───── ITEMS ─────

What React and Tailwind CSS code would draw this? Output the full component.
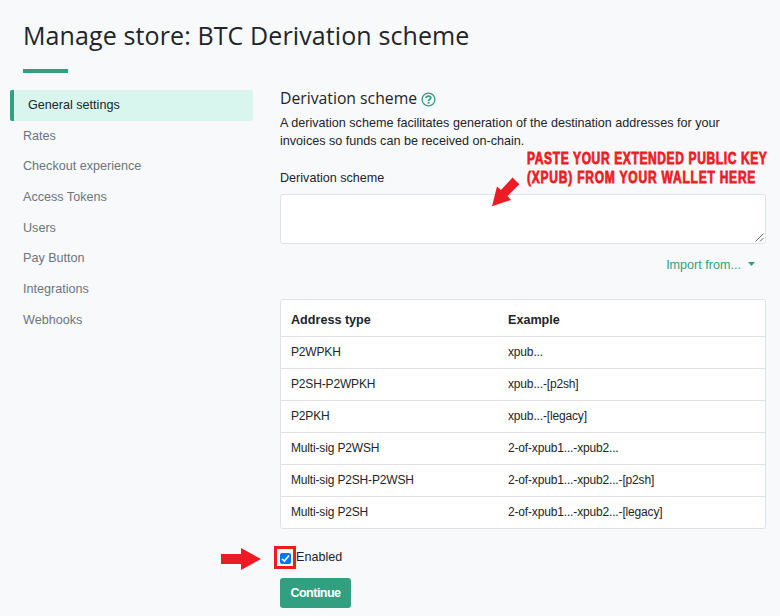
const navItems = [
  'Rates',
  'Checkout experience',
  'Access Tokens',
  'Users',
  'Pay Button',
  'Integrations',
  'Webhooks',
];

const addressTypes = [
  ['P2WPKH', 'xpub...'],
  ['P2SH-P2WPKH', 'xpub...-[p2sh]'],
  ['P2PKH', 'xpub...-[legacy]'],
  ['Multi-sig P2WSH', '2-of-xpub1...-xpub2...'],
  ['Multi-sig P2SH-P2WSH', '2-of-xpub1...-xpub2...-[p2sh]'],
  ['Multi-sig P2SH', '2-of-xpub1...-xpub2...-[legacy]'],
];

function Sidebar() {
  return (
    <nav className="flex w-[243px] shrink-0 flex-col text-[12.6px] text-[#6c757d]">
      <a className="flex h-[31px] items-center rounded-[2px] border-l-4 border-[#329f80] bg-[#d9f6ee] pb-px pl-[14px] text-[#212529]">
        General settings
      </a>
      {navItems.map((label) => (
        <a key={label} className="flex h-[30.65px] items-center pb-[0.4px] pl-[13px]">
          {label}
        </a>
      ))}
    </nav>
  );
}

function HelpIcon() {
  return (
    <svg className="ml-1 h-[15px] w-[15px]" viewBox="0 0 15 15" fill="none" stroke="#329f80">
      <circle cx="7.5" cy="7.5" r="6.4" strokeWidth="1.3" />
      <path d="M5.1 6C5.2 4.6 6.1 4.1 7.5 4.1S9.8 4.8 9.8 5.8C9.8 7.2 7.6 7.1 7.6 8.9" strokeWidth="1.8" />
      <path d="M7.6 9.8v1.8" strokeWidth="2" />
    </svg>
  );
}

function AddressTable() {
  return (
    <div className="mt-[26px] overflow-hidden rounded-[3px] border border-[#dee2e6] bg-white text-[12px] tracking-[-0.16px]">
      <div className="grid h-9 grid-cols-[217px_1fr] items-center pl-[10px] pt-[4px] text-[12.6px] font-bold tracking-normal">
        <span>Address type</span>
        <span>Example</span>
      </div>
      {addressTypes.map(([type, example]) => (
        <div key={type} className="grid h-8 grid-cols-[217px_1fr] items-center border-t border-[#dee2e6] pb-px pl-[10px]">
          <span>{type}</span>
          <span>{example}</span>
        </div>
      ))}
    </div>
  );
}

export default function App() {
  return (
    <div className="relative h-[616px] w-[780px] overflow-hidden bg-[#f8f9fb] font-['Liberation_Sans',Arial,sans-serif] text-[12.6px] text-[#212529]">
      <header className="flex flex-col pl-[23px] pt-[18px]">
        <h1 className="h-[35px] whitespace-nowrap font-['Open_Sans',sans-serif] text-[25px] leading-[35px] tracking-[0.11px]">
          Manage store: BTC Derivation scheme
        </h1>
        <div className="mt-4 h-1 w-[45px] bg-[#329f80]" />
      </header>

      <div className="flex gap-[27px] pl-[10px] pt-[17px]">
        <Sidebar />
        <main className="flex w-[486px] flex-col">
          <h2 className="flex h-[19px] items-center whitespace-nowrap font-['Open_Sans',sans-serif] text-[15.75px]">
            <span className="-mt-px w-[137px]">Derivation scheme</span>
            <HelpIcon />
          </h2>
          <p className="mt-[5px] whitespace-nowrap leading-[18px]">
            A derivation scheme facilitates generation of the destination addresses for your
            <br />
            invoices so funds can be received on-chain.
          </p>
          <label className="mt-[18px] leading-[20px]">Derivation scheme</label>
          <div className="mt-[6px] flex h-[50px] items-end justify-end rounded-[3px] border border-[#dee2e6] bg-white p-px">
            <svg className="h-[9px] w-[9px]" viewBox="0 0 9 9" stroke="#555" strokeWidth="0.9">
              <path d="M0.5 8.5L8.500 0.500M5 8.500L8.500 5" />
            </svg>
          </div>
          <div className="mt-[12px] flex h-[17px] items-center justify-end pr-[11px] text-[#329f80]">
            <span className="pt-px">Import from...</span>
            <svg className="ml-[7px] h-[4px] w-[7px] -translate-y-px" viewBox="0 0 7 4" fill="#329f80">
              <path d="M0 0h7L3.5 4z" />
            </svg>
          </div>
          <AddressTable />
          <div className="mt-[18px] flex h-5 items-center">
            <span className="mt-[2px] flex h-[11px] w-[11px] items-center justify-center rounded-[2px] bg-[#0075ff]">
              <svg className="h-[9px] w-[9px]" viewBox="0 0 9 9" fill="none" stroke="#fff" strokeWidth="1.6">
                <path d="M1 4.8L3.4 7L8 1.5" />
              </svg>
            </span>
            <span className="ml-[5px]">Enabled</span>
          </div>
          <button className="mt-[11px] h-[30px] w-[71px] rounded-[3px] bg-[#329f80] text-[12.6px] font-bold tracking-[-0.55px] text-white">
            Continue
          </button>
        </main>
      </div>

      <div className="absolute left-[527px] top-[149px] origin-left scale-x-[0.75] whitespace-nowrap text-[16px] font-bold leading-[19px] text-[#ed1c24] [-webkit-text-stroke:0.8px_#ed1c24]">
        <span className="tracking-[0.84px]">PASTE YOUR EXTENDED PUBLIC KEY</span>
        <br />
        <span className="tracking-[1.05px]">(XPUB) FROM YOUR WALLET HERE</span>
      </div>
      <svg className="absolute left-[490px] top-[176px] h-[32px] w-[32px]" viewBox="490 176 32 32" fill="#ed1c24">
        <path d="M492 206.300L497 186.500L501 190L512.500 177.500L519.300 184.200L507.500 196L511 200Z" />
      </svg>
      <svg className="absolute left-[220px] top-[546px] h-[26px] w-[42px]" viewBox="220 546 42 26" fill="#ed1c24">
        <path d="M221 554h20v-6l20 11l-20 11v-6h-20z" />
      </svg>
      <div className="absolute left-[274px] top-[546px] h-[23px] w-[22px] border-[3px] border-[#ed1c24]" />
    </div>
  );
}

─────
───── ITEMS ─────

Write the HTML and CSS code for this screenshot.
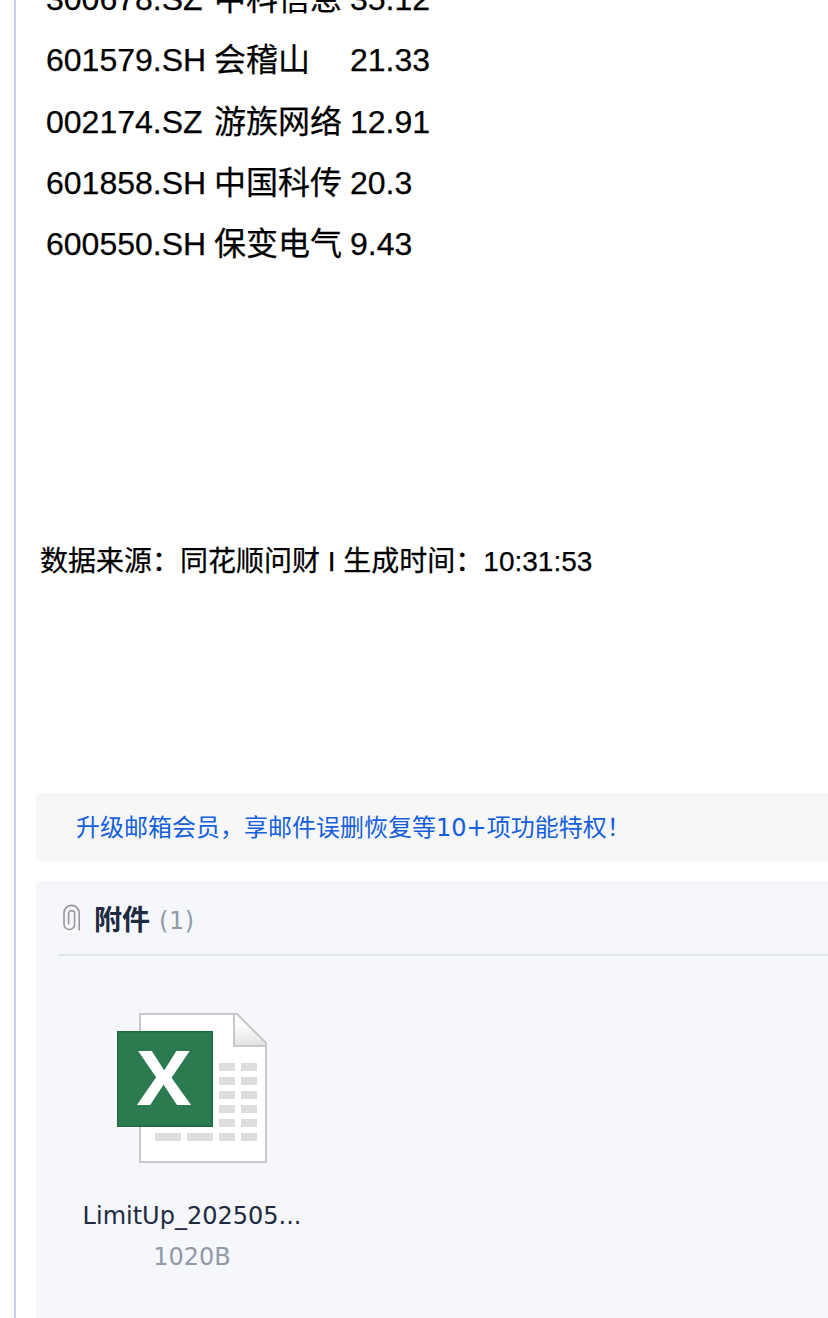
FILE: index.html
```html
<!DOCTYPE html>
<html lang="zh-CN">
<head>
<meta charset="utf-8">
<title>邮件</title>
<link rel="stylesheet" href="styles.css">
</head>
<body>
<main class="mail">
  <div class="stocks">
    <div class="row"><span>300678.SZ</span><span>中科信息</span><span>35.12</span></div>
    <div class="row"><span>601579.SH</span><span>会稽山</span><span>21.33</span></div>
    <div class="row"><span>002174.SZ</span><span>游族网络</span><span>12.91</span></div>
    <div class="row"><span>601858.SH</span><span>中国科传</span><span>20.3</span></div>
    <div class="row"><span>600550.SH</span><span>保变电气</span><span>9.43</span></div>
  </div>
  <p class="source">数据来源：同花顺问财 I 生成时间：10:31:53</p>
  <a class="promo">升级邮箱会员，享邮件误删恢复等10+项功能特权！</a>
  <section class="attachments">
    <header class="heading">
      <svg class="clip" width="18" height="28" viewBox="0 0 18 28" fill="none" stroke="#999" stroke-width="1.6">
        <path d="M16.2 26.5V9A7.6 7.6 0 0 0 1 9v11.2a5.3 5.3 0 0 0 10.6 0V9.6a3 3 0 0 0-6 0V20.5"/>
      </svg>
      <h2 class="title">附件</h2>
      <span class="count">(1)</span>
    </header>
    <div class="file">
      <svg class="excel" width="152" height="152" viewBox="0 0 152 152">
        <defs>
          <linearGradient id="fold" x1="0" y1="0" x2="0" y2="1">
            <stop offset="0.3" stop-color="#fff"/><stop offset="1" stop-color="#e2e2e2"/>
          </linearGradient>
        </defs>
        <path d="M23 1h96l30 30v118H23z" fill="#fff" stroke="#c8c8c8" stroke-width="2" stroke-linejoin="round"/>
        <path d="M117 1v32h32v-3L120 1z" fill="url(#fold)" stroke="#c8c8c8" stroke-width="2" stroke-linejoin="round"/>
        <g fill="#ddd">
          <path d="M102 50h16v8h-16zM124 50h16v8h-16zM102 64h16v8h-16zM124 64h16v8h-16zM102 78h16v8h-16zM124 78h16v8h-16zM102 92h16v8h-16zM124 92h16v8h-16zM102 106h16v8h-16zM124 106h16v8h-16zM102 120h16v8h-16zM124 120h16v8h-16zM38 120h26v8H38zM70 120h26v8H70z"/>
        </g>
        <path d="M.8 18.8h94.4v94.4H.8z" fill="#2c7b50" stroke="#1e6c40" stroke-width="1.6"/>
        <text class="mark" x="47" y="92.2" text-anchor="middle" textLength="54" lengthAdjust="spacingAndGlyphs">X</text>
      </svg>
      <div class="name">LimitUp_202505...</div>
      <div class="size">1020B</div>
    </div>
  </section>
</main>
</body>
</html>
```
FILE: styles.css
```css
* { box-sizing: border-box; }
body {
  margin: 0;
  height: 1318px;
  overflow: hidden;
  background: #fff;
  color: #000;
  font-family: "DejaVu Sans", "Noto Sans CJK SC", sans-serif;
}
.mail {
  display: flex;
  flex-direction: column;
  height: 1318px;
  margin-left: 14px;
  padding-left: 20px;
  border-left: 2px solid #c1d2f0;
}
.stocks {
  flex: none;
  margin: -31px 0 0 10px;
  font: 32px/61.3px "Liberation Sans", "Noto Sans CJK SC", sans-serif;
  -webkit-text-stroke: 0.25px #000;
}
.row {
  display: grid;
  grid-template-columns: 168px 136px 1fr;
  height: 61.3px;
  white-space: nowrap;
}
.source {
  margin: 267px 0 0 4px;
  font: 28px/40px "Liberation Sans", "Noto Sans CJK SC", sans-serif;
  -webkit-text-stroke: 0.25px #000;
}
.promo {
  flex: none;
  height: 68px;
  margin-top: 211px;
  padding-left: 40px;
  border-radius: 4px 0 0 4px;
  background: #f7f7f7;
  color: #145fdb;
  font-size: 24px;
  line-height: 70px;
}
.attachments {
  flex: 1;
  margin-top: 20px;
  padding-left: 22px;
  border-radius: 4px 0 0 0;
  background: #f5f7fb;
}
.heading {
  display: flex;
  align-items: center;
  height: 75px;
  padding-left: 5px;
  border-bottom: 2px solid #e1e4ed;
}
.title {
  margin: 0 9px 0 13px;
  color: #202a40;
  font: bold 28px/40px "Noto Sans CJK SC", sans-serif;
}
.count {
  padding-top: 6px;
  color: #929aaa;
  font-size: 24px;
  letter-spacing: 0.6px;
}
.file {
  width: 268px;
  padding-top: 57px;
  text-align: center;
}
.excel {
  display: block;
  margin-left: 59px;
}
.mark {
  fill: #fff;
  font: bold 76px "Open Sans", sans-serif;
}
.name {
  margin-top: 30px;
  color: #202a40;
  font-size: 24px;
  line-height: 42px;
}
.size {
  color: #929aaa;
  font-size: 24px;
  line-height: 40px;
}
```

─────
───── ITEMS ─────

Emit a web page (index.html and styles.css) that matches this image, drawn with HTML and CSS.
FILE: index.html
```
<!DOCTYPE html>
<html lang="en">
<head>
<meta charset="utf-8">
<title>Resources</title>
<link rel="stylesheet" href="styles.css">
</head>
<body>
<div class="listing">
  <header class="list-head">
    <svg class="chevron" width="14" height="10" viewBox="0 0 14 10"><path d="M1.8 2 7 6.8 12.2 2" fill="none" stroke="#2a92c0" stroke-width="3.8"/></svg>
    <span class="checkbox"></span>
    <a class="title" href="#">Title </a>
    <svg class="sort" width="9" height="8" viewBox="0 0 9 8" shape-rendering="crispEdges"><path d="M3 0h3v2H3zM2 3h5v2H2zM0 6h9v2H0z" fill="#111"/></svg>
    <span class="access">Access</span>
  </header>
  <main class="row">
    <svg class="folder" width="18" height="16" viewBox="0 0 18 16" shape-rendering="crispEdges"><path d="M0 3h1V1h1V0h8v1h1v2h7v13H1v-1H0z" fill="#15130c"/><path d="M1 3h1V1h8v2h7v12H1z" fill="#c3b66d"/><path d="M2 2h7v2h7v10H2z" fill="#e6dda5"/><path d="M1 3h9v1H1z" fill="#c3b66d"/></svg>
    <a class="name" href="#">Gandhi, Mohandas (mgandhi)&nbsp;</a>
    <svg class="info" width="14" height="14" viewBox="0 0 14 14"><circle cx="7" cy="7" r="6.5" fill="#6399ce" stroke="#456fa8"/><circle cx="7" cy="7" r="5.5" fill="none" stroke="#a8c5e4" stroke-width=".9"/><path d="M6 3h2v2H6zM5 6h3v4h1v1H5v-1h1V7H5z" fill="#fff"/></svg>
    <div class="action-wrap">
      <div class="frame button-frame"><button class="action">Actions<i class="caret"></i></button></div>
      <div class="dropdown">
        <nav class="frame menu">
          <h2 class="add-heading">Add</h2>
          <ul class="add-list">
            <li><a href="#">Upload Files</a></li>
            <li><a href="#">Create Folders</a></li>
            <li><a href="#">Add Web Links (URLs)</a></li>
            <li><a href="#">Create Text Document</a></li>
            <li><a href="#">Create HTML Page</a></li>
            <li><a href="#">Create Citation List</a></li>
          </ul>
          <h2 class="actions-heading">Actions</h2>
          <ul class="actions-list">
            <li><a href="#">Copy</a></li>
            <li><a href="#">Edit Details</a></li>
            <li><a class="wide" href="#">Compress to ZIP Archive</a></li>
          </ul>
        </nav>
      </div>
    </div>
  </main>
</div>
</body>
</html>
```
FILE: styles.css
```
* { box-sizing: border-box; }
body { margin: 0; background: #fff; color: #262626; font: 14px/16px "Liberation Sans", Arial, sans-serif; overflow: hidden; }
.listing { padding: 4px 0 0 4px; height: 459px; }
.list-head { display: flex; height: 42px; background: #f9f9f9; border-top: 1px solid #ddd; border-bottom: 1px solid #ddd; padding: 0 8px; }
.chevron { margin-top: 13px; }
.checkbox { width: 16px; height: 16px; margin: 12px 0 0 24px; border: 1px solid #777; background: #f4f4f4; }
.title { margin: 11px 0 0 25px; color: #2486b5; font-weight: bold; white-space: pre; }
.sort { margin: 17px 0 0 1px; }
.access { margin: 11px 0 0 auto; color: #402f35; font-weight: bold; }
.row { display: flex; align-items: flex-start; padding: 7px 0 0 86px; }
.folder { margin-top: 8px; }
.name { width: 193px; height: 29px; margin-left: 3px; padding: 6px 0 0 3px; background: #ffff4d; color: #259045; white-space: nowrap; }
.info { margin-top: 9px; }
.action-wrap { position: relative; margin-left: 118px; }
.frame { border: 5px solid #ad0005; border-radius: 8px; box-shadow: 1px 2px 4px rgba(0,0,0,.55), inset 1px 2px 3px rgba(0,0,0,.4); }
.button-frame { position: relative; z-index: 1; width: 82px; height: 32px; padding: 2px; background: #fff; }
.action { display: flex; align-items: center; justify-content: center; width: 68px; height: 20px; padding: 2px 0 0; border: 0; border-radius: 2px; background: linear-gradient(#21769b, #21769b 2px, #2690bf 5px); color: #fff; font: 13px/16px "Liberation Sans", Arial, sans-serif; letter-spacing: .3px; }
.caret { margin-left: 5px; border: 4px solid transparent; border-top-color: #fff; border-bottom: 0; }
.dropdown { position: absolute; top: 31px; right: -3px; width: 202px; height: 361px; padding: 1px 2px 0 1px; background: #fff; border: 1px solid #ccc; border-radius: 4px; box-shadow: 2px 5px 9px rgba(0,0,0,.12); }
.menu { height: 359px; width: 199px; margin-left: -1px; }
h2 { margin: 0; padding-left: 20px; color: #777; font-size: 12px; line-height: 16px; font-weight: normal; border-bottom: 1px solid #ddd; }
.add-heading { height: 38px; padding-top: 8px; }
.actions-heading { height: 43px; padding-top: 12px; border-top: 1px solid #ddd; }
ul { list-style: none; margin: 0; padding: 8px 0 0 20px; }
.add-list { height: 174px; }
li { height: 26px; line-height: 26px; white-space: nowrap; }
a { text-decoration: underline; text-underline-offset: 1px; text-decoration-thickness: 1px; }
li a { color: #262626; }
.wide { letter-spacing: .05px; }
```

─────

WRITTEN REQUEST: Copy every line of the listing where the word "this" appears.

EXERCISE RESPONSE:
What React and Tailwind CSS code would draw this? Output the full component.
Write the HTML and CSS code for this screenshot.
Emit a web page (index.html and styles.css) that matches this image, drawn with HTML and CSS.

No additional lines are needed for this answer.